* **INFORMATION SUPPLIED**:
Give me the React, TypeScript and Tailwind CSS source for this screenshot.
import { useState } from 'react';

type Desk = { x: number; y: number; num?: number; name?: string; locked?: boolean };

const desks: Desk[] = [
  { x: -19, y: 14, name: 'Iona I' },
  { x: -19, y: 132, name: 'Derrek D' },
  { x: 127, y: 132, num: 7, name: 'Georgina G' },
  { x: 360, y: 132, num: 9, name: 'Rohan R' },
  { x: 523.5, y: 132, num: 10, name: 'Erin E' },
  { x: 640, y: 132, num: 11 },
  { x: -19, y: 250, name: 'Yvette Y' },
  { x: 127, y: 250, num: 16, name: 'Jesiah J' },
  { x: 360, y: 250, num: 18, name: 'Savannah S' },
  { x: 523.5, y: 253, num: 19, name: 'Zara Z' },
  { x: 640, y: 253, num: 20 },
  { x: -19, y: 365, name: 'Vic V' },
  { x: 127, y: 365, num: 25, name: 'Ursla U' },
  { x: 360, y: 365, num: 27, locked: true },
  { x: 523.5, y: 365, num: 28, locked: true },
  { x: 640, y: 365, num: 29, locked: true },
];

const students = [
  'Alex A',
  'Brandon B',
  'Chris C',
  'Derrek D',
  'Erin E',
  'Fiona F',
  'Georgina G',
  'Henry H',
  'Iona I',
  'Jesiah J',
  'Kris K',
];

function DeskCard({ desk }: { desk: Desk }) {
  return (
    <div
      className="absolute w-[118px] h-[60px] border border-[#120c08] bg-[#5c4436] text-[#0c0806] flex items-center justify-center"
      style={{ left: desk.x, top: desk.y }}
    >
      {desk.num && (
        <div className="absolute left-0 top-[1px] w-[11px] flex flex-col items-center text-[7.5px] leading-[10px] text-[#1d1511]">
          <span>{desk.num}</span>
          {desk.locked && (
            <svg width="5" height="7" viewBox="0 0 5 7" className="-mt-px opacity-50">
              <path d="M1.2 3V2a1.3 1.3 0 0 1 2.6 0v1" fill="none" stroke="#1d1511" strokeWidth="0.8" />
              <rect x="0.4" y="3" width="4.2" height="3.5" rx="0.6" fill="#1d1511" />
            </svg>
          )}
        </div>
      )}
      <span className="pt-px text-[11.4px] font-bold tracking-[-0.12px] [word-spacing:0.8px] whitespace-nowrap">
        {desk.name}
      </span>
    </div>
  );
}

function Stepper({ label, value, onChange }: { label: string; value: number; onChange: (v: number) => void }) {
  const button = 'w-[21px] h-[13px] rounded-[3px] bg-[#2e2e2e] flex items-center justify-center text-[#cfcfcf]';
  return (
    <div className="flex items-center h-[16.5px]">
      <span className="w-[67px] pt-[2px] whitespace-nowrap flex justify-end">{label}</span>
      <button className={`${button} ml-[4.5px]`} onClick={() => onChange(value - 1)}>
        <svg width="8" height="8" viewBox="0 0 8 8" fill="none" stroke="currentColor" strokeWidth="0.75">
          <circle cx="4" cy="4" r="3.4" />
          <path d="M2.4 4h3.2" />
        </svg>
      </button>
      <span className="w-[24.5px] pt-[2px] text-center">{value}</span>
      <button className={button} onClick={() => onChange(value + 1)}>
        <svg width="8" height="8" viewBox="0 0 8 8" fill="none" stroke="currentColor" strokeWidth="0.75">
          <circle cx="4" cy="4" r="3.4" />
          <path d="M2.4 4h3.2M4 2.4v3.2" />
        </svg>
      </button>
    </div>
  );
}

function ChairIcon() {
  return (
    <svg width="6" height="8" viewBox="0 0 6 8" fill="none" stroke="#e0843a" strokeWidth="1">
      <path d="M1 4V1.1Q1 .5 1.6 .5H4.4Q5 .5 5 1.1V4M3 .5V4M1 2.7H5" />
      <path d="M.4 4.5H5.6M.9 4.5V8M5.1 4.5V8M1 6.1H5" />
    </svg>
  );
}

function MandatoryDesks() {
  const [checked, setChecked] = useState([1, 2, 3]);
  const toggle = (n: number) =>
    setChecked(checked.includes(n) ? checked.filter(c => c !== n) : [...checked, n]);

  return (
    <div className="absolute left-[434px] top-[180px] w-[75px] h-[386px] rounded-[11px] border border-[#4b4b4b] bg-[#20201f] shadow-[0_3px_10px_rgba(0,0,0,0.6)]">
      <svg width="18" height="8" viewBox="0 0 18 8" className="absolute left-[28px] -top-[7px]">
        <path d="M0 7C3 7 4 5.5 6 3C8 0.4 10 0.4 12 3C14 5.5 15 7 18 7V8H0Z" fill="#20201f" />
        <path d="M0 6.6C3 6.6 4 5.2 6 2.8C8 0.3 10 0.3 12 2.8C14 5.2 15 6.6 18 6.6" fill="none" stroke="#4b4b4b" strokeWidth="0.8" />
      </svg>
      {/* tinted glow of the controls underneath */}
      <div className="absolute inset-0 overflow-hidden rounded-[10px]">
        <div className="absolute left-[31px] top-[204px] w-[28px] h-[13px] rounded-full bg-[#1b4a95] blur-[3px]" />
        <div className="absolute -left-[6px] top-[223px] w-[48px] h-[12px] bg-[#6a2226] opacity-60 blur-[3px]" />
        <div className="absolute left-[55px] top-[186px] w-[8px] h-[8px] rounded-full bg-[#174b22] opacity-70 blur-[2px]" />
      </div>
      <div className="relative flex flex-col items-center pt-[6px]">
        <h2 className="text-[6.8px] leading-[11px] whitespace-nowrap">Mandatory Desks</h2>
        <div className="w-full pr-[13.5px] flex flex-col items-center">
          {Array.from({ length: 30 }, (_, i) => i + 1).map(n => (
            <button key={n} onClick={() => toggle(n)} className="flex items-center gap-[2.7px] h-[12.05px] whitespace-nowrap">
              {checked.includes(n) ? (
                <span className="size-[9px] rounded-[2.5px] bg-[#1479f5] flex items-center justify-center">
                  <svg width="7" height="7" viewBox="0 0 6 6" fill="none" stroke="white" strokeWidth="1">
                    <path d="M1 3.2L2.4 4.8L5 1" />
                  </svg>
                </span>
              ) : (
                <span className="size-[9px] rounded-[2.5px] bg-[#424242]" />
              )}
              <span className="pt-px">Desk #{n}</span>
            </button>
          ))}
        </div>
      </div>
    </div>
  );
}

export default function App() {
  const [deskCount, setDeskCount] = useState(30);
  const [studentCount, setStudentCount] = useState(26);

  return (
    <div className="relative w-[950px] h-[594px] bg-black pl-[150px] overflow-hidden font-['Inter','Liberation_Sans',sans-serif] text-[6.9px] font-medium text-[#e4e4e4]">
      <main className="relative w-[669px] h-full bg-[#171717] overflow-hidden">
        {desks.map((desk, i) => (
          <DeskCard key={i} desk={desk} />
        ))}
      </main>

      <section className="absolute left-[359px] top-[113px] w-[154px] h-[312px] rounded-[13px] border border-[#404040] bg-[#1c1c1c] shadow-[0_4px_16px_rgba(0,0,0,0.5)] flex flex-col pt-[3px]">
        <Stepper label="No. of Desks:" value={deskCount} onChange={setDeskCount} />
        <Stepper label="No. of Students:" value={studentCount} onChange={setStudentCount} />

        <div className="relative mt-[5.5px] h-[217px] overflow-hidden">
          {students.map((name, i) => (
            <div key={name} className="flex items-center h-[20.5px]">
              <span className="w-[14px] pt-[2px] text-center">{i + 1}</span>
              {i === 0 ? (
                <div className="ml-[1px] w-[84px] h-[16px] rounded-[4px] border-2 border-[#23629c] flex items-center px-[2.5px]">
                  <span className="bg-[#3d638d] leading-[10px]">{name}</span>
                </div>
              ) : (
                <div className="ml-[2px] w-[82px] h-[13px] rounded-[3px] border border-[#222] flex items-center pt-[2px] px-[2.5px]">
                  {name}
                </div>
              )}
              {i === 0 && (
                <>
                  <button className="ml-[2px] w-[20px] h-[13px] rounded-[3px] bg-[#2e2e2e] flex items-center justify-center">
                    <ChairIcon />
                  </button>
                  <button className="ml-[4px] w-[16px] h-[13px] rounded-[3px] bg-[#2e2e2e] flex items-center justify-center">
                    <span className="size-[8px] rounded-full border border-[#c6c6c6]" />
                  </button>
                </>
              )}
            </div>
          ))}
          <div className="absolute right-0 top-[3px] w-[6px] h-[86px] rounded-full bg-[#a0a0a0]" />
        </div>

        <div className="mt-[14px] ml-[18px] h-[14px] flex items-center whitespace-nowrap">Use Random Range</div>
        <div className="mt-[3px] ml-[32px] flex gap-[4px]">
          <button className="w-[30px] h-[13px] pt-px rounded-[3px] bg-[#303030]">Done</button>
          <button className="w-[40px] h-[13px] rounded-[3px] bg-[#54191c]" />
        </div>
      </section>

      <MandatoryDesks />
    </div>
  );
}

* **TO BE DONE**: Reprint the data above from the opening line to the line holding "number; y: number;", inclusive, and nothing else.

* **COMPLETE ANSWER**:
Give me the React, TypeScript and Tailwind CSS source for this screenshot.
import { useState } from 'react';

type Desk = { x: number; y: number; num?: number; name?: string; locked?: boolean };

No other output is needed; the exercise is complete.